On this particular cold and dark March day in the hill country of western Oregon’s Yamhill County, I sit in the utter stillness of the Trappist abbey church of Our Lady of Guadalupe. The massive floor-to-ceiling windows open broadly to a view of surrounding forested hills shrouded in fog.
I sit in the front pew, alone, directly before the processional cross stationed at the edge of the sanctuary.
The figure fastened to this cross is that of a squat, rough-hewn, anguished man, browned and weathered from exposure to the elements. Not lovely to behold, not serenely radiant and full of grace. This poor man whose sovereign love and radical peace allowed him no defenses against the bullies hangs executed, simply made to go away, because he refused to back down from the shocking claim of God’s unexplainable favor.
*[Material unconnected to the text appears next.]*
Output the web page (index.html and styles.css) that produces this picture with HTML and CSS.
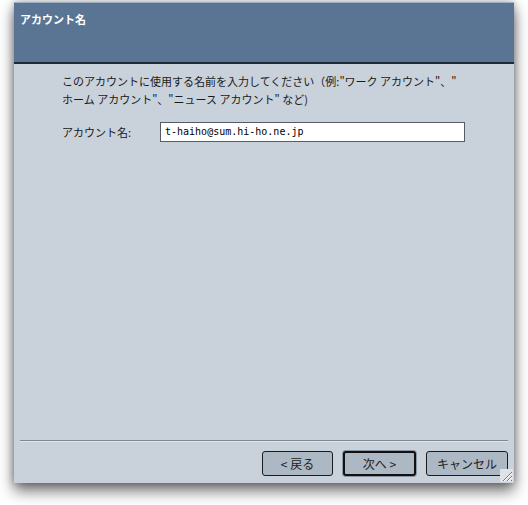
FILE: index.html
```html
<!DOCTYPE html>
<html lang="ja">
<head>
<meta charset="utf-8">
<link rel="stylesheet" href="styles.css">
</head>
<body>
<div class="window">
  <div class="header">
    <div class="title">アカウント名</div>
  </div>
  <div class="content">
    <p class="desc">このアカウントに使用する名前を入力してください（例:"ワーク アカウント"、"<br>ホーム アカウント"、"ニュース アカウント" など)</p>
    <div class="row">
      <label class="label">アカウント名:</label>
      <div class="input">t-haiho@sum.hi-ho.ne.jp</div>
    </div>
  </div>
  <div class="footer">
    <div class="sep"></div>
    <div class="buttons">
      <div class="btn">&lt; 戻る</div>
      <div class="btn default">次へ &gt;</div>
      <div class="btn">キャンセル</div>
    </div>
    <div class="grip">
      <svg width="13" height="13" viewBox="0 0 13 13">
        <rect width="13" height="13" fill="#dfe3e8"/>
        <path d="M12 3 L3 12 M12 7 L7 12 M12 11 L11 12" stroke="#6f7780" stroke-width="1"/>
        <path d="M12 4 L4 12 M12 8 L8 12" stroke="#ffffff" stroke-width="1"/>
      </svg>
    </div>
  </div>
</div>
</body>
</html>
```
FILE: styles.css
```css
html, body {
  margin: 0;
  padding: 0;
  background: #ffffff;
}
body {
  font-family: "Noto Sans CJK JP", "Noto Sans", sans-serif;
  font-size: 11px;
  color: #1a1a1a;
  min-height: 505px;
  padding-top: 2px;
  box-sizing: border-box;
}
.window {
  margin: 0 0 0 14px;
  width: 500px;
  height: 481px;
  background: #c9d1db;
  display: flex;
  flex-direction: column;
  box-shadow: 0 8px 14px rgba(0,0,0,0.55), 0 0 8px rgba(0,0,0,0.3);
  position: relative;
}
.header {
  background: #5a7593;
  border-top: 1px solid #9fb0c4;
  border-bottom: 2px solid #1e2a38;
  padding: 9px 0 0 6px;
  height: 50px;
}
.title {
  color: #ffffff;
  font-weight: bold;
  font-size: 11px;
  line-height: 14px;
}
.content {
  flex: 1;
  padding: 8px 0 0 48px;
}
.desc {
  margin: 0;
  line-height: 18px;
  width: 420px;
}
.row {
  display: flex;
  align-items: center;
  margin-top: 14px;
}
.label {
  width: 98px;
}
.input {
  width: 299px;
  height: 18px;
  background: #ffffff;
  border: 1px solid #555c66;
  font-family: "DejaVu Sans Mono", monospace;
  font-size: 10px;
  line-height: 18px;
  padding-left: 4px;
  color: #000;
}
.footer {
  height: 43px;
  position: relative;
}
.sep {
  margin: 0 6px 0 6px;
  height: 0;
  border-top: 1px solid #7c8694;
  border-bottom: 1px solid #e3e7ec;
}
.buttons {
  display: flex;
  justify-content: flex-end;
  gap: 10px;
  padding: 9px 6px 0 0;
}
.btn {
  height: 25px;
  line-height: 23px;
  border: 1px solid #1b1b1b;
  border-radius: 3px;
  background: #adb8c5;
  text-align: center;
  font-size: 12px;
  color: #222;
  box-sizing: border-box;
}
.btn:nth-child(1) { width: 71px; }
.btn:nth-child(2) { width: 73px; border: 2px solid #111; line-height: 21px; box-shadow: 0 0 0 1px #8a96a6; }
.btn:nth-child(3) { width: 82px; }
.grip {
  position: absolute;
  right: 1px;
  bottom: 1px;
  width: 13px;
  height: 13px;
}
.grip svg { display: block; }
```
My work takes me to many churches across the country, and I behold and ponder a good number of crucifixes in softly lit sanctuaries. I see Jesus the crucified Christ, depicted as serene, artfully composed, with a sometimes knee-length loin cloth carefully draped by the expert craftsman’s hand. These crucifixes should fill me with peace and consolation. But, discomfortingly, they don’t.
In fact, these beautiful crucifixes seem to rob me of the deeper truth I hunger for, the deeper truth of Jesus’ mission, the deeper truth of the humanity which the Lord himself and I both share. It is a complex humanity, in which truth and goodness, divine beauty and compassion, are constantly taunted and bullied, buffeted and shoved.
Even the dignity of the artfully draped loin cloth is a lie. Jesus was afforded no such dignity, no loin cloth to preserve that last shred of his humanity.
Jesus did not run from the taunts and the buffeting. Rather, he stood firm in knowing who he was. For him, abiding in his Father’s love expressed the inviolable relationship which shaped the core of his being. Even when he was confronted by the ugly mob armed with clubs and swords, even when they hurled spit and insults in his face, he did not cave. That toughness of spirit, which had been one hallmark of his public life, was the necessary girding for the real initiation into radical trust in his Father which he was about to undergo.
Jesus refused to be shoved off center. There were certain conversations he simply refused to have. As I sit before the crucifix in this quiet abbey church I look up into the face of this man who paid the ultimate price for refusing to deny the core truth of his humanity: being a seemingly ordinary man who addressed God as Abba, as Father. A seemingly ordinary man who knew that he was the Beloved Son.
Instinctively I understand my own seemingly ordinary life, yet I know deeply that I am invited, urged, by the Lord himself to also address God as Abba, as Father. When Jesus invited his followers into special kinship with the Father, he passed on to us the fiery truth that we too now are beloved sons and daughters of God. We too must undergo our own initiation into radical trust in the Father.
I have known since childhood that Jesus died for my sins. But there is a more uncomfortable truth enfleshed in this figure before me. The crucified Christ is showing me how faithfulness is actually done, what it looks like, what real faithfulness actually demands. A hundred times a week he offers me opportunities to rehearse the moves and to undergo my own initiation into mature faith. It is my vocational challenge.
The sobering challenge of the cross is to move from “He died for me” to “As he remained steadfast in the Father’s love, so I also must do.” This sobering challenge is the difference between “spiritual life as a spectator sport” and putting total skin in the game.